While most of the car industry’s attention has been turned to the drop in Japanese car sales in China, there is increasing evidence that manufacturers that do business in Europe will suffer very long-term effects from the recession there.
Toyota Motor Corp. (NYSE: TM) and Honda Motor Co. Ltd. (NYSE: HMC) reported that their sales in the People’s Republic fell by about half last month due to tensions between the two nations brought on by disputes over ownership of several islands. The two largest car companies in Japan and other manufacturers there are likely to suffer even when the dispute is settled, if it ever is.
Today, Fiat announced that it had thrown out its five-year plan for Europe, a plan that ran through 2014. CEO Sergio Marchionne said, speaking of Fiat’s forecast for the region that it “is nonsense because the market won’t be there. We will be updating our forecasts for ’13 and ’14 as a consequence.”

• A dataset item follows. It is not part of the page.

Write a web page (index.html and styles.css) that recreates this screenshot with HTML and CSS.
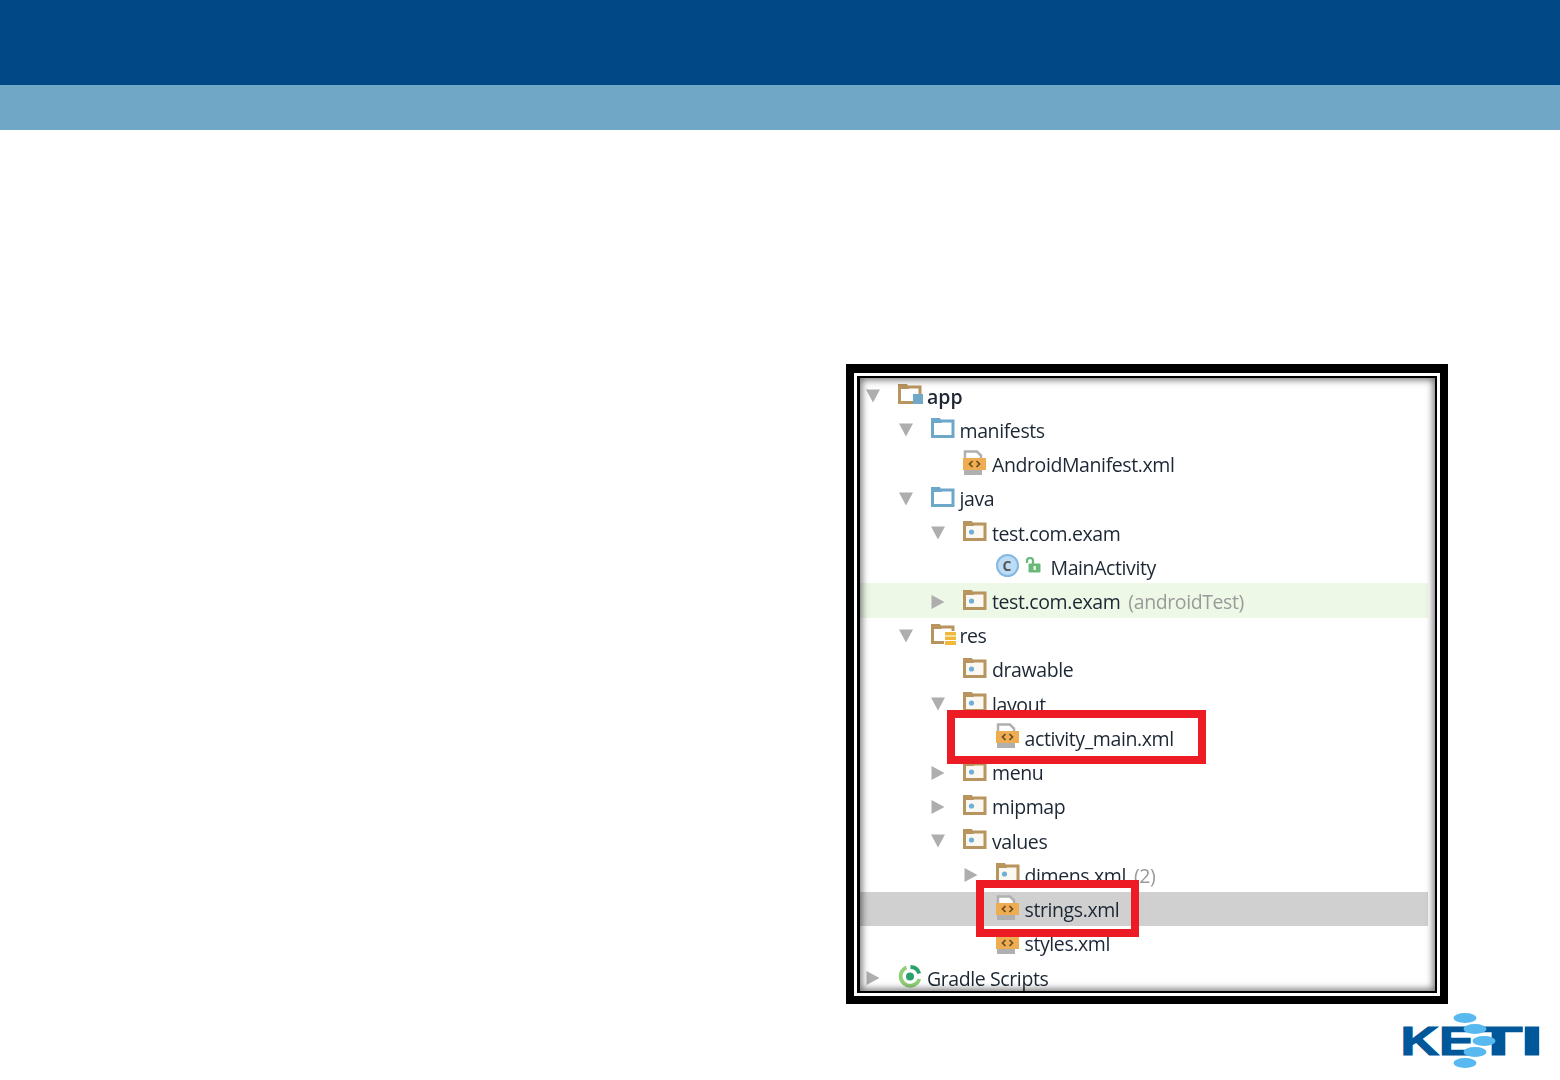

Fiat is not the first car manufacturer to cut European production targets, and it will not be the last. General Motors Co. (NYSE: GM) has admitted that its long-suffering Vauxhall and Opel units face more losses, after those that have gone on for years. Ford Motor Co. (NYSE: F) also says weak European sales will damage its global prospects. Comments by the two American companies have pressed their stocks to near one-year lows.
Ford and GM can at least count on sales in the growing U.S. market. GM is tied with Volkswagen for the lead is sales in China, which is now the world’s largest market for car and light truck sales. Fiat is nowhere near as lucky. It has only started to sell its products in America through Chrysler, a company in which it is the majority shareholder. If history is any guide, it will take Fiat years to gain market share in the highly competitive U.S. market, if it can do so at all.
Marchionne is not just saying Fiat is in trouble in Europe. With limited distribution outside the region, Fiat is in trouble, period.